Well, and of course CLI tools. I guess it's the same selling points that fit golang as well - aside from cosmo's binary format having a universal header.
Isn't it just a matter of updating the AV to be aware of this format? It's not like APE is the only "weird" binary format that exists, since there's stuff like UPX (which is indeed flagged by many AVs).
I absolutely would use this for workshops I give, where users bring a variety of oddball hardware and want to do things like run FPGA synthesis or run software that pokes USB packets to communicate with debug endpoints.
In the past I've made sure to build for each platform in CI and distribute USB drives, and this just makes it one notch easier by letting me ship the same binaries to everyone.
Honestly - CLI apps that need to run on multiple platforms. I once built a version of https://github.com/lovebrew/lovebrew (back when it was written in Nim) using Cosmopolitan 2, and I got back a single binary that ran on all major operating systems.

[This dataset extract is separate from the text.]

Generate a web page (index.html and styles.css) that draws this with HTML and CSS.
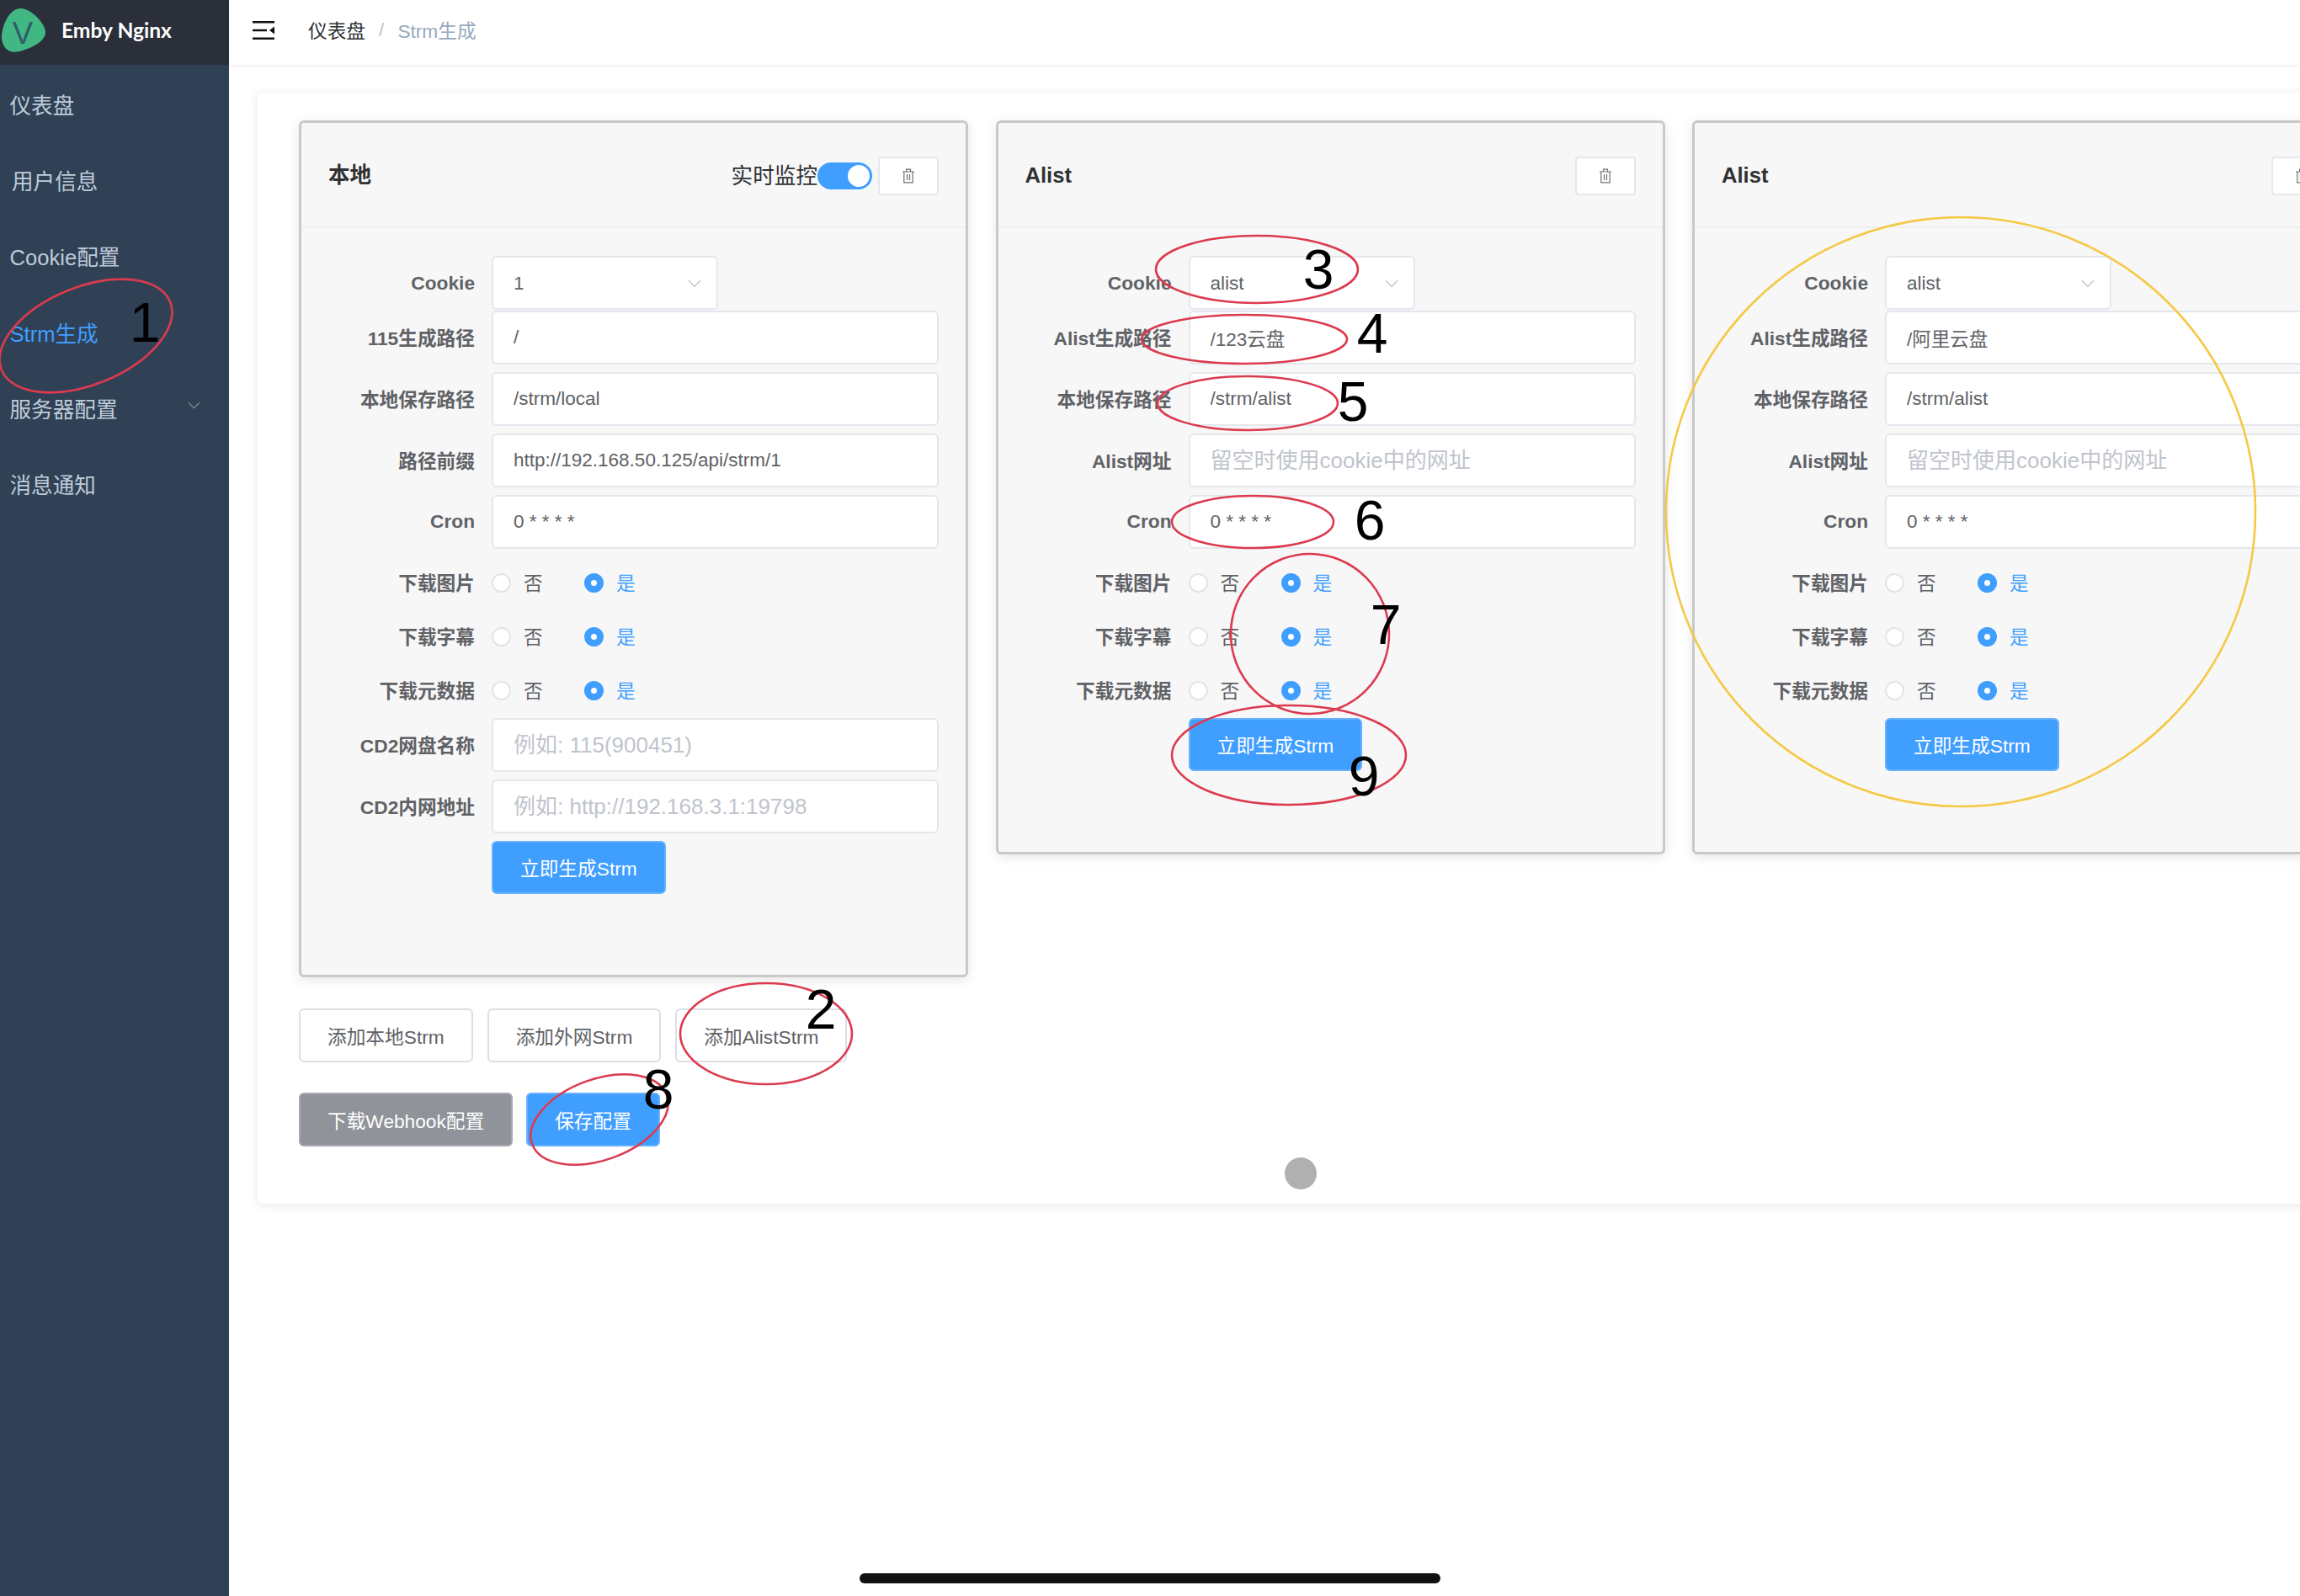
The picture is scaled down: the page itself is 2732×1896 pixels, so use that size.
FILE: index.html
```html
<!DOCTYPE html>
<html>
<head>
  <title>Strm生成</title>
  <link rel="stylesheet" href="styles.css">
</head>
<body>
  <div class="app">
    <aside class="sidebar">
      <div class="brand">
        <svg class="brand-logo" viewBox="0 0 56 56">
          <path d="M25 1 C38 2 54 19 55 30 C55 42 37 50 23 54 C10 57 2 50 1 37 C1 22 11 0 25 1Z" fill="#41b883"/>
          <text x="27" y="45" text-anchor="middle" class="brand-v">V</text>
        </svg>
        <span class="brand-name">Emby Nginx</span>
      </div>
      <nav class="menu">
        <a class="menu-item">仪表盘</a>
        <a class="menu-item menu-item-shift">用户信息</a>
        <a class="menu-item">Cookie配置</a>
        <a class="menu-item active">Strm生成</a>
        <a class="menu-item">服务器配置
          <svg class="menu-arrow" viewBox="0 0 16 10"><path d="M1 1 L8 8 L15 1" fill="none" stroke="#7f8c9c" stroke-width="1.3"/></svg>
        </a>
        <a class="menu-item">消息通知</a>
      </nav>
    </aside>

    <div class="main">
      <header class="topbar">
        <svg class="fold" viewBox="0 0 26 22">
          <path d="M0 1.2 H26 M0 11 H17 M0 20.8 H26" stroke="#111" stroke-width="2.4"/>
          <path d="M26 6.5 V15.5 L20 11Z" fill="#111"/>
        </svg>
        <span class="crumb">仪表盘</span>
        <span class="crumb-sep">/</span>
        <span class="crumb-current">Strm生成</span>
      </header>

      <section class="panel">
        <div class="cards">

          <div class="card card-tall">
            <div class="card-head">
              <span class="card-title">本地</span>
              <div class="card-tools">
                <span class="switch-label">实时监控</span>
                <span class="switch"><i></i></span>
                <button class="del">
                  <svg viewBox="0 0 16 18"><path d="M1 4 H15 M5.5 4 V1.2 H10.5 V4 M2.8 4 V16.8 H13.2 V4 M6.5 7 V14 M9.5 7 V14" fill="none" stroke="#6b6e74" stroke-width="1.2"/></svg>
                </button>
              </div>
            </div>
            <form class="card-body">
              <div class="row row-select"><label>Cookie</label>
                <div class="select"><span>1</span><svg viewBox="0 0 16 10"><path d="M1 1 L8 8.5 L15 1" fill="none" stroke="#c0c4cc" stroke-width="1.3"/></svg></div>
              </div>
              <div class="row"><label>115生成路径</label><input value="/"></div>
              <div class="row"><label>本地保存路径</label><input value="/strm/local"></div>
              <div class="row"><label>路径前缀</label><input value="http://192.168.50.125/api/strm/1"></div>
              <div class="row"><label>Cron</label><input value="0 * * * *"></div>
              <div class="row-radio"><label>下载图片</label><span class="radio"></span><span class="radio-text">否</span><span class="radio on"></span><span class="radio-text on">是</span></div>
              <div class="row-radio"><label>下载字幕</label><span class="radio"></span><span class="radio-text">否</span><span class="radio on"></span><span class="radio-text on">是</span></div>
              <div class="row-radio"><label>下载元数据</label><span class="radio"></span><span class="radio-text">否</span><span class="radio on"></span><span class="radio-text on">是</span></div>
              <div class="row"><label>CD2网盘名称</label><input placeholder="例如: 115(900451)"></div>
              <div class="row"><label>CD2内网地址</label><input placeholder="例如: http://192.168.3.1:19798"></div>
              <div class="row-btn"><button type="button" class="btn btn-primary">立即生成Strm</button></div>
            </form>
          </div>

          <div class="card">
            <div class="card-head">
              <span class="card-title">Alist</span>
              <div class="card-tools">
                <button class="del">
                  <svg viewBox="0 0 16 18"><path d="M1 4 H15 M5.5 4 V1.2 H10.5 V4 M2.8 4 V16.8 H13.2 V4 M6.5 7 V14 M9.5 7 V14" fill="none" stroke="#6b6e74" stroke-width="1.2"/></svg>
                </button>
              </div>
            </div>
            <form class="card-body">
              <div class="row row-select"><label>Cookie</label>
                <div class="select"><span>alist</span><svg viewBox="0 0 16 10"><path d="M1 1 L8 8.5 L15 1" fill="none" stroke="#c0c4cc" stroke-width="1.3"/></svg></div>
              </div>
              <div class="row"><label>Alist生成路径</label><input value="/123云盘"></div>
              <div class="row"><label>本地保存路径</label><input value="/strm/alist"></div>
              <div class="row"><label>Alist网址</label><input placeholder="留空时使用cookie中的网址"></div>
              <div class="row"><label>Cron</label><input value="0 * * * *"></div>
              <div class="row-radio"><label>下载图片</label><span class="radio"></span><span class="radio-text">否</span><span class="radio on"></span><span class="radio-text on">是</span></div>
              <div class="row-radio"><label>下载字幕</label><span class="radio"></span><span class="radio-text">否</span><span class="radio on"></span><span class="radio-text on">是</span></div>
              <div class="row-radio"><label>下载元数据</label><span class="radio"></span><span class="radio-text">否</span><span class="radio on"></span><span class="radio-text on">是</span></div>
              <div class="row-btn"><button type="button" class="btn btn-primary">立即生成Strm</button></div>
            </form>
          </div>

          <div class="card">
            <div class="card-head">
              <span class="card-title">Alist</span>
              <div class="card-tools">
                <button class="del">
                  <svg viewBox="0 0 16 18"><path d="M1 4 H15 M5.5 4 V1.2 H10.5 V4 M2.8 4 V16.8 H13.2 V4 M6.5 7 V14 M9.5 7 V14" fill="none" stroke="#6b6e74" stroke-width="1.2"/></svg>
                </button>
              </div>
            </div>
            <form class="card-body">
              <div class="row row-select"><label>Cookie</label>
                <div class="select"><span>alist</span><svg viewBox="0 0 16 10"><path d="M1 1 L8 8.5 L15 1" fill="none" stroke="#c0c4cc" stroke-width="1.3"/></svg></div>
              </div>
              <div class="row"><label>Alist生成路径</label><input value="/阿里云盘"></div>
              <div class="row"><label>本地保存路径</label><input value="/strm/alist"></div>
              <div class="row"><label>Alist网址</label><input placeholder="留空时使用cookie中的网址"></div>
              <div class="row"><label>Cron</label><input value="0 * * * *"></div>
              <div class="row-radio"><label>下载图片</label><span class="radio"></span><span class="radio-text">否</span><span class="radio on"></span><span class="radio-text on">是</span></div>
              <div class="row-radio"><label>下载字幕</label><span class="radio"></span><span class="radio-text">否</span><span class="radio on"></span><span class="radio-text on">是</span></div>
              <div class="row-radio"><label>下载元数据</label><span class="radio"></span><span class="radio-text">否</span><span class="radio on"></span><span class="radio-text on">是</span></div>
              <div class="row-btn"><button type="button" class="btn btn-primary">立即生成Strm</button></div>
            </form>
          </div>

        </div>

        <div class="actions">
          <button class="btn">添加本地Strm</button>
          <button class="btn">添加外网Strm</button>
          <button class="btn">添加AlistStrm</button>
        </div>
        <div class="actions actions-save">
          <button class="btn btn-grey">下载Webhook配置</button>
          <button class="btn btn-primary">保存配置</button>
        </div>
      </section>
    </div>
  </div>

  <div class="touch-dot"></div>
  <div class="home-bar"></div>

  <!-- hand drawn marks over the screenshot -->
  <svg class="marks" width="2732" height="1896" viewBox="0 0 2732 1896">
    <g class="mark-red">
      <ellipse cx="102" cy="399" rx="108" ry="58" transform="rotate(-22 102 399)"/>
      <ellipse cx="910" cy="1228" rx="102" ry="60"/>
      <ellipse cx="1493" cy="320" rx="120" ry="40"/>
      <ellipse cx="1478" cy="403" rx="122" ry="29"/>
      <ellipse cx="1482" cy="479" rx="107" ry="32"/>
      <ellipse cx="1488" cy="620" rx="96" ry="31"/>
      <ellipse cx="1556" cy="753" rx="94" ry="95"/>
      <ellipse cx="712" cy="1330" rx="85" ry="48" transform="rotate(-20 712 1330)"/>
      <ellipse cx="1531" cy="897" rx="139" ry="59"/>
    </g>
    <circle class="mark-yellow" cx="2329" cy="608" r="350"/>
    <g class="mark-num">
      <text x="172" y="406">1</text>
      <text x="975" y="1222">2</text>
      <text x="1566" y="343">3</text>
      <text x="1630" y="419">4</text>
      <text x="1607" y="500">5</text>
      <text x="1627" y="641">6</text>
      <text x="1646" y="765">7</text>
      <text x="782" y="1317">8</text>
      <text x="1620" y="945">9</text>
    </g>
  </svg>
</body>
</html>
```

FILE: styles.css
```css
html, body {
  height: 100%;
  margin: 0;
  overflow: hidden;
  background: #fff;
  color: #606266;
  font-family: "Liberation Sans", "Noto Sans CJK SC", sans-serif;
  font-size: 22.7px;
}
.app {
  display: flex;
  height: 1896px;
}

/* sidebar */
.sidebar {
  width: 272px;
  flex: none;
  background: #304156;
}
.brand {
  height: 77px;
  box-sizing: border-box;
  display: flex;
  align-items: center;
  gap: 18px;
  padding: 0 0 7px 1px;
  background: #2b2f3a;
}
.brand-logo {
  width: 54px;
  height: 54px;
  margin-top: 2px;
}
.brand-v {
  font-family: "Liberation Sans", sans-serif;
  font-size: 38px;
  fill: #2f5d6b;
}
.brand-name {
  color: #fff;
  font-family: Lato, sans-serif;
  font-weight: 700;
  font-size: 24.6px;
}
.menu {
  padding-top: 1px;
}
.menu-item {
  height: 90.3px;
  display: flex;
  align-items: center;
  position: relative;
  padding-left: 11.5px;
  color: #bfcbd9;
  font-size: 25.6px;
}
.menu-item-shift {
  padding-left: 14px;
}
.menu-item.active {
  color: #409eff;
}
.menu-arrow {
  position: absolute;
  left: 223px;
  top: 38px;
  width: 15px;
  height: 10px;
}

/* top bar */
.main {
  flex: 1;
  min-width: 0;
}
.topbar {
  height: 77px;
  box-sizing: border-box;
  display: flex;
  align-items: center;
  padding: 0 0 6px 28px;
  box-shadow: 0 1px 4px rgba(0, 21, 41, .08);
}
.fold {
  width: 26px;
  height: 22px;
  margin-right: 40px;
}
.crumb {
  color: #303133;
}
.crumb-sep {
  margin: 0 16px;
  color: #c0c4cc;
}
.crumb-current {
  color: #97a8be;
}

/* main panel */
.panel {
  width: 2600px;
  height: 1320px;
  box-sizing: border-box;
  margin: 33px 0 0 34px;
  padding: 33px 49px;
  background: #fff;
  border-radius: 6px;
  box-shadow: 0 2px 12px rgba(0, 0, 0, .1);
}
.cards {
  display: flex;
  align-items: flex-start;
  gap: 32.5px;
}
.card {
  width: 795px;
  flex: none;
  box-sizing: border-box;
  background: #f7f7f8;
  border: 3px solid #c9c9c9;
  border-radius: 6px;
  box-shadow: 0 3px 14px rgba(0, 0, 0, .1);
}
.card-head {
  height: 125px;
  box-sizing: border-box;
  display: flex;
  align-items: center;
  justify-content: space-between;
  padding: 0 32px;
  border-bottom: 2px solid #eeeff1;
}
.card-title {
  color: #303133;
  font-size: 25.6px;
  font-weight: 700;
  line-height: 34px;
}
.card-tools {
  display: flex;
  align-items: center;
  margin-top: 2px;
}
.switch-label {
  color: #303133;
  font-size: 25.6px;
  margin-bottom: 4px;
}
.switch {
  width: 65px;
  height: 32px;
  box-sizing: border-box;
  padding: 3px;
  display: flex;
  justify-content: flex-end;
  background: #409eff;
  border-radius: 16px;
  margin-right: 7px;
}
.switch i {
  width: 26px;
  height: 26px;
  background: #fff;
  border-radius: 50%;
}
.del {
  width: 72px;
  height: 46px;
  display: flex;
  align-items: center;
  justify-content: center;
  padding: 0;
  background: #fff;
  border: 2px solid #e6e7ea;
  border-radius: 4px;
}
.del svg {
  width: 16px;
  height: 18px;
}

/* form rows */
.card-body {
  padding: 33px 32px 96px;
}
.row, .row-radio, .row-btn {
  display: flex;
  align-items: center;
}
.row {
  height: 64px;
  margin-bottom: 9px;
}
.row-select {
  margin-bottom: 1px;
}
.row-radio {
  height: 64px;
}
.row + .row-radio {
  margin-top: -1px;
}
.row-radio + .row, .row-radio + .row-btn {
  margin-top: 1px;
}
.row-btn {
  padding-left: 194px;
}
label {
  width: 174px;
  flex: none;
  margin: 0 20px 2px 0;
  text-align: right;
  font-weight: 700;
}
.row-select label {
  margin-bottom: 0;
}
input, .select {
  box-sizing: border-box;
  height: 64px;
  padding: 0 24px;
  background: #fff;
  color: #606266;
  border: 2px solid #e4e7ed;
  border-radius: 6px;
  font-family: inherit;
  font-size: 22.5px;
}
input {
  flex: 1;
  min-width: 0;
}
input:placeholder-shown {
  padding-top: 3px;
}
input::placeholder {
  color: #c0c4cc;
  font-size: 26px;
}
.select {
  width: 269px;
  display: flex;
  align-items: center;
  justify-content: space-between;
  padding-top: 2px;
  padding-right: 18px;
}
.select svg {
  width: 16px;
  height: 10px;
}
.radio {
  width: 23px;
  height: 23px;
  flex: none;
  box-sizing: border-box;
  background: #fff;
  border: 2px solid #e2e4e9;
  border-radius: 50%;
}
.radio.on {
  border: 8px solid #409eff;
}
.radio-text {
  width: 72px;
  margin: 0 0 2px 15px;
  color: #606266;
}
.radio-text.on {
  color: #409eff;
}

/* buttons */
.btn {
  height: 64px;
  padding: 0 32px;
  background: #fff;
  color: #606266;
  border: 2px solid #dcdfe6;
  border-radius: 6px;
  font: inherit;
}
.row-btn .btn {
  height: 63px;
}
.btn-primary {
  background: #409eff;
  color: #fff;
  border-color: #66b1ff;
}
.btn-grey {
  background: #909399;
  color: #fff;
  border-color: #a6a9ad;
}
.actions {
  display: flex;
  gap: 17px;
  margin-top: 37px;
}
.actions-save {
  gap: 16px;
  margin-top: 36px;
}

/* floating bits */
.touch-dot {
  position: absolute;
  left: 1526px;
  top: 1375px;
  width: 38px;
  height: 38px;
  background: #b0b0b0;
  border-radius: 50%;
}
.home-bar {
  position: absolute;
  left: 1021px;
  top: 1869px;
  width: 690px;
  height: 12px;
  background: #111;
  border-radius: 6px;
}
.marks {
  position: absolute;
  left: 0;
  top: 0;
  pointer-events: none;
}
.mark-red ellipse {
  fill: none;
  stroke: #dc3a4e;
  stroke-width: 2.6;
}
.mark-yellow {
  fill: none;
  stroke: #f5c945;
  stroke-width: 2.6;
}
.mark-num text {
  fill: #000;
  font-family: "Liberation Sans", sans-serif;
  font-size: 66px;
  text-anchor: middle;
}
```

This greatly reduces the time GitHub actions would need to run, as you just build and release for one OS. As others have mentioned, this does not really work for native GUI apps, that isn't supported by Cosmopolitan as far as I know. But for small CLI tools it works great!
I imagine portable apps might be nice. It would be cool to be able to create a flash drive with universal PGP toolkit. We're limited to console apps, though.
It would be amusing to use it to create X servers – after all, we have sockets.
It’s like LLVM or JVM but even for C, and without the overhead of virtualization.